As my vision clears, I look out over a smoldering patch of jungle wasteland. Where once bushes grew and flowers swayed in the breeze there is now splintered tree stumps and burning soil. The odors which reach my nostrils are a mixture of once green foliage, cordite and the sweet, sickening smell of burning flesh.

My God. There's an arm near that ditch, and the better part of a leg not twenty feet to my front. As I stare in horror, more bodies and body parts emerge from the smoke that rises from the ground.

What has happened? I am yet unable to remember. As I try to step forward I stumble and once again land on my hands and knees. The M-16 rifle, I do not remember holding, drops to the ground.

The jolt causes my mind to clear. I peer down into a stagnant, blood streaked pool and see the face of Death, and it is me.


What is it that killing does to a man?

Does it destroy his soul or merely chew away at the edges like a hungry rat?

Does it deaden his senses or cause them to come alive like a rocket?

Does it cause him anguish or fuel the evil that hides in the recesses of his mind?

Does it take away his self-respect or strengthen his macho mannerisms?

Does it cloud his judgement or cause him to see beyond reality and into truth?

Does it make him an animal or just another creature sucking on survival?

What is it that killing does to a man?


After you have tasted fear and dread, then there is love.

After you have drunk the blood of nature, then comes compassion.

After you have separated another human being from life, then you can receive religion.

After you have lost all self-respect and ego, then you will obtain enlightenment.

After you experience unearthly and catastrophic noise, then you will know silence.

After you have seen your best friend mangled, then you will know pain.

After you receive numerous unwanted projectiles in your body, then you may know death.


The first time I met him he had life in his eyes and fun in his heart.

When next we met, some weeks later, the eyes had begun to dull and he laughed much less than before.

The third time we spoke, a few months later, there was evil in his eyes and anger in his voice.

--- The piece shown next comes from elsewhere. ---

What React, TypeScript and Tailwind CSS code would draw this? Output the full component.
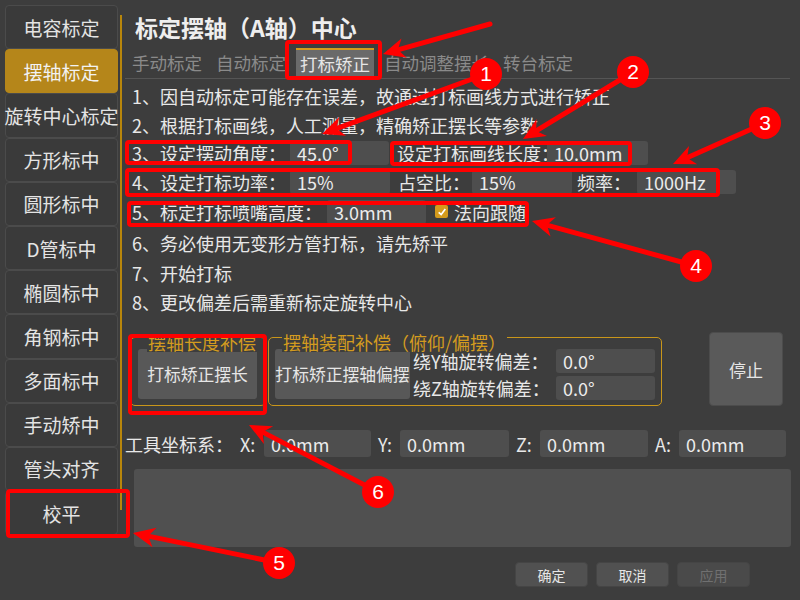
import type { ReactNode } from "react";

const sideItems = [
  "电容标定",
  "摆轴标定",
  "旋转中心标定",
  "方形标中",
  "圆形标中",
  "D管标中",
  "椭圆标中",
  "角钢标中",
  "多面标中",
  "手动矫中",
  "管头对齐",
  "校平",
];

const tabs = ["手动标定", "自动标定", "打标矫正", "自动调整摆长", "转台标定"];

const fieldClassName =
  "flex h-[24px] shrink-0 items-center rounded-[3px] bg-[#4e4e4e] pl-[7px] text-[18px] leading-none text-[#ececec]";

function Field({ className, children }: { className: string; children: ReactNode }) {
  return <div className={`${fieldClassName} ${className}`}>{children}</div>;
}

function Row({ h, children }: { h: string; children: ReactNode }) {
  return (
    <div className={`flex items-center whitespace-nowrap text-[18px] leading-none ${h}`}>
      {children}
    </div>
  );
}

// red call-outs drawn over the screenshot
const boxes = [
  { x: 287, y: 42, w: 93, h: 36 },
  { x: 392, y: 143, w: 238, h: 21 },
  { x: 127, y: 142, w: 223, h: 21 },
  { x: 127, y: 170, w: 591, h: 25 },
  { x: 129, y: 203, w: 398, h: 22 },
  { x: 130, y: 336, w: 135, h: 77 },
  { x: 8, y: 491, w: 120, h: 45 },
];

const arrows = [
  { x1: 490, y1: 24, x2: 383, y2: 54 },
  { x1: 486, y1: 74, x2: 322, y2: 134 },
  { x1: 633, y1: 72, x2: 523, y2: 139 },
  { x1: 765, y1: 123, x2: 673, y2: 164 },
  { x1: 696, y1: 266, x2: 532, y2: 221 },
  { x1: 279, y1: 563, x2: 133, y2: 533 },
  { x1: 378, y1: 492, x2: 249, y2: 425 },
];

const badges = [
  { n: "1", x: 486, y: 74 },
  { n: "2", x: 633, y: 72 },
  { n: "3", x: 765, y: 123 },
  { n: "4", x: 696, y: 266 },
  { n: "5", x: 279, y: 563 },
  { n: "6", x: 378, y: 492 },
];

function Arrow({ x1, y1, x2, y2 }: { x1: number; y1: number; x2: number; y2: number }) {
  const len = Math.hypot(x2 - x1, y2 - y1);
  const ux = (x2 - x1) / len;
  const uy = (y2 - y1) / len;
  const headLen = 22;
  const headW = 10;
  const bx = x2 - ux * headLen;
  const by = y2 - uy * headLen;
  const nx = x2 - ux * headLen * 0.7;
  const ny = y2 - uy * headLen * 0.7;
  const points = [
    `${x2},${y2}`,
    `${bx - uy * headW},${by + ux * headW}`,
    `${nx},${ny}`,
    `${bx + uy * headW},${by - ux * headW}`,
  ].join(" ");
  return (
    <g>
      <line x1={x1} y1={y1} x2={nx} y2={ny} stroke="#ff0000" strokeWidth={5} strokeLinecap="round" />
      <polygon points={points} fill="#ff0000" />
    </g>
  );
}

function Annotations() {
  return (
    <svg className="pointer-events-none absolute left-0 top-0 h-[600px] w-[800px]" viewBox="0 0 800 600">
      {boxes.map((b, i) => (
        <rect key={i} x={b.x} y={b.y} width={b.w} height={b.h} rx={2} fill="none" stroke="#ff0000" strokeWidth={4} />
      ))}
      {arrows.map((a, i) => (
        <Arrow key={i} {...a} />
      ))}
      {badges.map((b) => (
        <g key={b.n}>
          <circle cx={b.x} cy={b.y} r={16} fill="#ff0000" />
          <text
            x={b.x}
            y={b.y + 7}
            textAnchor="middle"
            fill="#ffffff"
            fontSize={21}
            fontFamily="Liberation Sans, Arial, sans-serif"
          >
            {b.n}
          </text>
        </g>
      ))}
    </svg>
  );
}

export default function App() {
  return (
    <div className="relative flex h-[600px] w-[800px] overflow-hidden bg-[#3d3d3d] font-['Noto_Sans_CJK_SC',sans-serif] text-[#e8e8e8]">
      <nav className="ml-[5px] mt-[5px] flex w-[113px] shrink-0 flex-col">
        {sideItems.map((item) => (
          <div
            key={item}
            className={
              item === "摆轴标定"
                ? "flex h-[44.2px] items-center justify-center whitespace-nowrap rounded-[4px] border border-[#b5861a] bg-[#b5861a] text-[19px] leading-none text-[#f2f2f2]"
                : "flex h-[44.2px] items-center justify-center whitespace-nowrap rounded-[4px] border border-[#4b4b4b] bg-[#3a3a3a] text-[19px] leading-none text-[#e4e4e4]"
            }
          >
            {item}
          </div>
        ))}
      </nav>

      <div className="ml-[2px] mt-[15px] h-[495px] w-[2px] shrink-0 bg-[#b8860b]" />

      <main className="flex min-w-0 flex-1 flex-col">
        <h1 className="ml-[13px] mt-[14px] h-[26px] whitespace-nowrap text-[23px] font-bold leading-[26px] text-[#eeeeee]">
          标定摆轴（A轴）中心
        </h1>

        <div className="ml-[3px] mr-[10px] mt-[8px] flex h-[31px] gap-[6px] border-b border-[#555555] pl-[3px]">
          {tabs.map((tab) => (
            <div
              key={tab}
              className={
                tab === "打标矫正"
                  ? "flex h-[30px] items-center border-t-2 border-[#d49a1c] bg-[#6a6a6a] px-[4px] text-[17.5px] leading-none text-[#e6e6e6]"
                  : "flex h-[30px] items-center px-[4px] text-[17.5px] leading-none text-[#8a8a8a]"
              }
            >
              {tab}
            </div>
          ))}
        </div>

        <div className="ml-[10px] mt-[2.5px] flex flex-col">
          <Row h="h-[29px]">1、因自动标定可能存在误差，故通过打标画线方式进行矫正</Row>
          <Row h="h-[28px]">2、根据打标画线，人工测量，精确矫正摆长等参数</Row>
          <Row h="h-[28.5px]">
            <span className="w-[158px] shrink-0">3、设定摆动角度：</span>
            <Field className="w-[99px]">45.0°</Field>
            <span className="ml-[8px] w-[150px] shrink-0">设定打标画线长度：</span>
            <Field className="w-[101px]">10.0mm</Field>
          </Row>
          <Row h="h-[29.5px]">
            <span className="w-[158px] shrink-0">4、设定打标功率：</span>
            <Field className="w-[100px]">15%</Field>
            <span className="ml-[8px] w-[74px] shrink-0">占空比：</span>
            <Field className="w-[100px]">15%</Field>
            <span className="ml-[5px] w-[60px] shrink-0">频率：</span>
            <Field className="w-[99px]">1000Hz</Field>
          </Row>
          <Row h="h-[30.5px]">
            <span className="w-[195px] shrink-0">5、标定打标喷嘴高度：</span>
            <Field className="w-[99px]">3.0mm</Field>
            <span className="ml-[9px] flex h-[13px] w-[13px] items-center justify-center rounded-[2px] bg-[#d49a1c]">
              <svg viewBox="0 0 12 12" className="h-[10px] w-[10px]">
                <path d="M2 6.5 L5 9 L10 2.5" fill="none" stroke="#ffffff" strokeWidth={2} />
              </svg>
            </span>
            <span className="ml-[6px]">法向跟随</span>
          </Row>
          <Row h="h-[31px]">6、务必使用无变形方管打标，请先矫平</Row>
          <Row h="h-[29.5px]">7、开始打标</Row>
          <Row h="h-[29.5px]">8、更改偏差后需重新标定旋转中心</Row>
        </div>

        <div className="mt-[15px] flex h-[74px] items-start">
          <div className="relative ml-[8px] mt-[5px] h-[69px] w-[136px] shrink-0 rounded-[5px] border border-[#c9961a] pl-[7px] pt-[11px]">
            <span className="absolute left-[16px] top-[-6px] bg-[#3d3d3d] px-[1px] text-[18px] leading-[20px] text-[#d39b1f]">
              摆轴长度补偿
            </span>
            <div className="flex h-[50px] w-[119px] items-center justify-center whitespace-nowrap rounded-[3px] bg-[#585858] text-[16.8px] leading-none text-[#e6e6e6]">
              打标矫正摆长
            </div>
          </div>

          <div className="relative ml-[2px] mt-[5px] flex h-[69px] w-[394px] shrink-0 rounded-[5px] border border-[#c9961a] pl-[6px] pt-[11px]">
            <span className="absolute left-[13px] top-[-6px] whitespace-nowrap bg-[#3d3d3d] px-[1px] text-[18px] leading-[20px] text-[#d39b1f]">
              摆轴装配补偿（俯仰/偏摆）
            </span>
            <div className="flex h-[50px] w-[135px] shrink-0 items-center justify-center whitespace-nowrap rounded-[3px] bg-[#585858] text-[16.8px] leading-none text-[#e6e6e6]">
              打标矫正摆轴偏摆
            </div>
            <div className="ml-[3px] flex flex-col gap-[4px]">
              <div className="flex h-[23px] items-center whitespace-nowrap text-[18px] leading-none">
                <span className="w-[143px] shrink-0">绕Y轴旋转偏差：</span>
                <Field className="h-[23px] w-[99px]">0.0°</Field>
              </div>
              <div className="flex h-[23px] items-center whitespace-nowrap text-[18px] leading-none">
                <span className="w-[143px] shrink-0">绕Z轴旋转偏差：</span>
                <Field className="h-[23px] w-[99px]">0.0°</Field>
              </div>
            </div>
          </div>

          <div className="ml-[47px] flex h-[74px] w-[74px] shrink-0 items-center justify-center rounded-[4px] border border-[#4c4c4c] bg-[#5a5a5a] text-[17px] leading-none text-[#e6e6e6]">
            停止
          </div>
        </div>

        <div className="ml-[3px] mt-[24px] flex h-[27px] items-center whitespace-nowrap text-[18px] leading-none">
          <span className="w-[115px] shrink-0">工具坐标系：</span>
          <span className="w-[24px] shrink-0">X:</span>
          <Field className="h-[27px] w-[107px]">0.0mm</Field>
          <span className="ml-[7px] w-[22px] shrink-0">Y:</span>
          <Field className="h-[27px] w-[109px]">0.0mm</Field>
          <span className="ml-[7px] w-[24px] shrink-0">Z:</span>
          <Field className="h-[27px] w-[108px]">0.0mm</Field>
          <span className="ml-[7px] w-[24px] shrink-0">A:</span>
          <Field className="h-[27px] w-[107px]">0.0mm</Field>
        </div>

        <div className="ml-[12px] mt-[12px] h-[78px] w-[657px] shrink-0 rounded-[3px] bg-[#505050]" />

        <div className="ml-[393px] mt-[15px] flex gap-[8px] text-[14px] leading-none">
          <div className="flex h-[25px] w-[73px] items-center justify-center rounded-[4px] border border-[#454545] bg-[#515151] text-[#e6e6e6]">
            确定
          </div>
          <div className="flex h-[25px] w-[73px] items-center justify-center rounded-[4px] border border-[#454545] bg-[#515151] text-[#e6e6e6]">
            取消
          </div>
          <div className="flex h-[25px] w-[73px] items-center justify-center rounded-[4px] border border-[#454545] bg-[#4a4a4a] text-[#707070]">
            应用
          </div>
        </div>
      </main>

      <Annotations />
    </div>
  );
}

The next to last time we met he wept for himself and those he had killed.

The last time I saw him he stared from lifeless eyes as the body bag enveloped him.

From first to last, one of God's own children, known for a lifetime while serving in Vietnam, 1966-67.


Can I forget the screaming jets and low-flying choppers?

The smell of rotting jungle and stagnant water.

The sight of napalm exploding through and devastating a once beautiful countryside.

The bondbon beer and ice with cola caps inside.

The strangling rain storms and heat that burned the skin from my bones.


Can I forget the steady "thump" of VC mortars and starlight flares lighting up the night sky?

The reality of carrying my own bodybag in my backpack.

The bloody brown t-shirts and torn, twisted young bodies.

I might forget my own name, I will never forget Vietnam.

We were the forgotten patriots, yet only death will allow us to forget.


I went to war....

The webs of the mind trap the memories of another time with silken threads.

I saw the death....

The piercing eyes of mystery lurk there and peer out from under the heavy blackness.

I felt the fear....

There is beauty there, as well as evil and both come swaggering back when happiness slips.

I smelled the death....

I can smell with these memories, smells that remind me of things long past.

I met the devil....

All of a sudden, a dark mass emerges from those recesses and tries to un-grasp the edges that keep me sane.

I heard the horror....

Flashes and bursts explode in the darkness and try to pull me deeper into that gaping hole.

I sensed the terror....

Raw fingers of imaginary hands can barely hold the rocky edge of reality.

I returned home alive, only mentally damaged....

When I am dead, the THING will collapse and hopefully invade no other. Alas...freedom.

Copyright © 1995, By I. S. Parrish
MSG (Ret) Parrish served with the 69th Sig BN in and around Saigon 1966-67.